▸ **The exercise**: Count every line that holds the string "this", then give that number alone.

↓↓↓

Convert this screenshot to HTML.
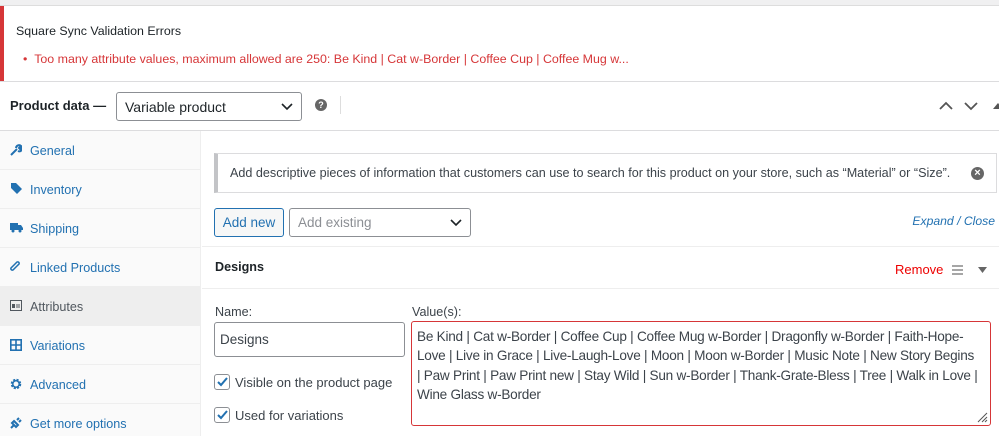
<!DOCTYPE html><html><head><style>
*{margin:0;padding:0;box-sizing:border-box}
body{width:999px;height:436px;overflow:hidden;background:#fff;font-family:"Liberation Sans",sans-serif;color:#3c434a;position:relative;font-size:13px}
.a{position:absolute;white-space:nowrap}
.nav{position:absolute;left:0;width:201px;height:39px;border-bottom:1px solid #eee;color:#2271b1;font-size:12.6px;padding-left:30px;line-height:40px}
.nav svg{position:absolute;left:10px;top:13px}
</style></head><body>
<div class="a" style="left:0;top:0;width:999px;height:6px;background:#f0f0f1;border-bottom:1px solid #ddd"></div>
<div class="a" style="left:0;top:6px;width:4px;height:75px;background:#d63638"></div>
<div class="a" style="left:16px;top:24px;font-size:12.4px;color:#1d2327">Square Sync Validation Errors</div>
<div class="a" style="left:23px;top:52px;font-size:12.4px;color:#d63638">• &nbsp;Too many attribute values, maximum allowed are 250: Be Kind | Cat w-Border | Coffee Cup | Coffee Mug w...</div>
<div class="a" style="left:0;top:81px;width:999px;height:1px;background:#dcdcde"></div>
<div class="a" style="left:10px;top:98px;font-size:13px;font-weight:bold;color:#1d2327">Product data —</div>
<div class="a" style="left:116px;top:92px;width:186px;height:29px;border:1px solid #8c8f94;border-radius:3px;font-size:14px;color:#1d2327;padding:6px 8px">Variable product
<svg style="position:absolute;right:8px;top:10px" width="12" height="8" viewBox="0 0 12 8"><path d="M1 1l5 5 5-5" stroke="#1d2327" stroke-width="1.6" fill="none"/></svg></div>
<div class="a" style="left:315px;top:99px;width:12px;height:12px;border-radius:50%;background:#666;color:#fff;font-size:9px;font-weight:bold;text-align:center;line-height:12px">?</div>
<div class="a" style="left:340px;top:96px;width:1px;height:18px;background:#ddd"></div>
<svg class="a" style="left:939px;top:100px" width="60" height="12" viewBox="0 0 60 12"><path d="M1 9l6-6 6 6M26 3l6 6 6-6" stroke="#555" stroke-width="1.8" fill="none"/><path d="M54 9l5-6 5 6z" fill="#555"/></svg>
<div class="a" style="left:0;top:130px;width:999px;height:1px;background:#dcdcde"></div>
<div class="a" style="left:0;top:131px;width:201px;height:305px;background:#fafafa;border-right:1px solid #eee"></div>
<div class="nav" style="top:131px"><svg width="12" height="12" viewBox="0 0 12 12"><path d="M1 11l6-6M6 4a3 3 0 0 1 5-2l-2 2 1 1 2-2a3 3 0 0 1-4 4" stroke="#2271b1" stroke-width="2" fill="none"/></svg>General</div>
<div class="nav" style="top:170px"><svg width="12" height="12" viewBox="0 0 12 12"><path d="M6 0l6 6-5 5-6-6 0-5z" fill="#2271b1"/></svg>Inventory</div>
<div class="nav" style="top:209px"><svg width="13" height="11" viewBox="0 0 13 11"><rect x="0" y="1" width="8" height="7" fill="#2271b1"/><path d="M8 3h3l2 3v2H8z" fill="#2271b1"/><circle cx="3" cy="9" r="1.5" fill="#2271b1"/><circle cx="10" cy="9" r="1.5" fill="#2271b1"/></svg>Shipping</div>
<div class="nav" style="top:248px"><svg width="12" height="12" viewBox="0 0 12 12"><path d="M5 7L3 9a1.5 1.5 0 0 1-2-2l3-3M7 5l2-2a1.5 1.5 0 0 0-2-2L4 4M4 8l4-4" stroke="#2271b1" stroke-width="1.5" fill="none"/></svg>Linked Products</div>
<div class="nav" style="top:287px;background:#eee;color:#50575e"><svg width="12" height="11" viewBox="0 0 12 11"><rect x="0.5" y="0.5" width="11" height="10" fill="none" stroke="#50575e"/><rect x="2" y="4" width="3" height="4" fill="#50575e"/><path d="M6 5h4M6 7h4" stroke="#50575e"/></svg>Attributes</div>
<div class="nav" style="top:326px"><svg width="12" height="12" viewBox="0 0 12 12"><rect x="0.8" y="0.8" width="10.4" height="10.4" fill="none" stroke="#2271b1" stroke-width="1.6"/><path d="M6 0v12M0 6h12" stroke="#2271b1" stroke-width="1.6"/></svg>Variations</div>
<div class="nav" style="top:365px"><svg width="12" height="12" viewBox="0 0 12 12"><circle cx="6" cy="6" r="4" fill="none" stroke="#2271b1" stroke-width="2.5" stroke-dasharray="2 1.2"/><circle cx="6" cy="6" r="3.2" fill="none" stroke="#2271b1" stroke-width="1.5"/></svg>Advanced</div>
<div class="nav" style="top:404px;border:none"><svg width="12" height="12" viewBox="0 0 12 12"><path d="M1 11l3-3M4 4l4 4-2 2-4-4zM7 3l2-2M9 5l2-2" stroke="#2271b1" stroke-width="2" fill="none"/></svg>Get more options</div>
<div class="a" style="left:214px;top:153px;width:783px;height:40px;border:1px solid #dcdcde;border-left:4px solid #c3c4c7;padding:12px 12px;font-size:12.6px;color:#3c434a">Add descriptive pieces of information that customers can use to search for this product on your store, such as “Material” or “Size”.</div>
<div class="a" style="left:971px;top:167px;width:13px;height:13px;border-radius:50%;background:#666;color:#fff;font-size:11px;font-weight:bold;text-align:center;line-height:13px">×</div>
<div class="a" style="left:214px;top:208px;width:70px;height:29px;border:1px solid #2271b1;border-radius:3px;background:#f6f7f7;color:#2271b1;font-size:13.5px;text-align:center;line-height:27px">Add new</div>
<div class="a" style="left:289px;top:208px;width:182px;height:29px;border:1px solid #8c8f94;border-radius:3px;color:#8c8f94;font-size:13.5px;padding:6px 8px">Add existing<svg style="position:absolute;right:8px;top:10px" width="12" height="8" viewBox="0 0 12 8"><path d="M1 1l5 5 5-5" stroke="#1d2327" stroke-width="1.6" fill="none"/></svg></div>
<div class="a" style="right:4px;top:214px;font-style:italic;color:#2271b1;font-size:12.2px">Expand / Close</div>
<div class="a" style="left:202px;top:246px;width:797px;height:1px;background:#eee"></div>
<div class="a" style="left:215px;top:260px;font-weight:bold;color:#1d2327;font-size:12.6px">Designs</div>
<div class="a" style="left:895px;top:262px;color:#e00;font-size:13px">Remove</div>
<svg class="a" style="left:952px;top:265px" width="36" height="10" viewBox="0 0 36 10"><path d="M0 1h11M0 5h11M0 9h11" stroke="#888" stroke-width="1.4"/><path d="M26 2h9l-4.5 6z" fill="#666"/></svg>
<div class="a" style="left:202px;top:288px;width:797px;height:1px;background:#eee"></div>
<div class="a" style="left:215px;top:305px;font-size:12.6px">Name:</div>
<div class="a" style="left:214px;top:322px;width:191px;height:35px;border:1px solid #8c8f94;border-radius:3px;font-size:13.5px;padding:9px 5px">Designs</div>
<div class="a" style="left:412px;top:305px;font-size:12.6px">Value(s):</div>
<div class="a" style="left:411px;top:321px;width:580px;height:105px;border:1px solid #d63638;border-radius:3px;font-size:13.6px;line-height:19.3px;padding:5px 5px;color:#3c434a;letter-spacing:-0.25px">Be Kind | Cat w-Border | Coffee Cup | Coffee Mug w-Border | Dragonfly w-Border | Faith-Hope-<br>Love | Live in Grace | Live-Laugh-Love | Moon | Moon w-Border | Music Note | New Story Begins<br>| Paw Print | Paw Print new | Stay Wild | Sun w-Border | Thank-Grate-Bless | Tree | Walk in Love |<br>Wine Glass w-Border
<svg style="position:absolute;right:2px;bottom:2px" width="12" height="12" viewBox="0 0 12 12"><path d="M11 2L2 11M11 6l-5 5M11 9l-2 2" stroke="#555"/></svg></div>
<div class="a" style="left:214px;top:374px;width:16px;height:16px;border:1px solid #8c8f94;border-radius:3px"><svg width="14" height="14" viewBox="0 0 14 14"><path d="M3 7l3 3 6-7" stroke="#2271b1" stroke-width="2" fill="none"/></svg></div>
<div class="a" style="left:235px;top:375px;font-size:13px">Visible on the product page</div>
<div class="a" style="left:214px;top:407px;width:16px;height:16px;border:1px solid #8c8f94;border-radius:3px"><svg width="14" height="14" viewBox="0 0 14 14"><path d="M3 7l3 3 6-7" stroke="#2271b1" stroke-width="2" fill="none"/></svg></div>
<div class="a" style="left:235px;top:408px;font-size:13px">Used for variations</div>
</body></html>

↑↑↑

▸ **Task output**: 2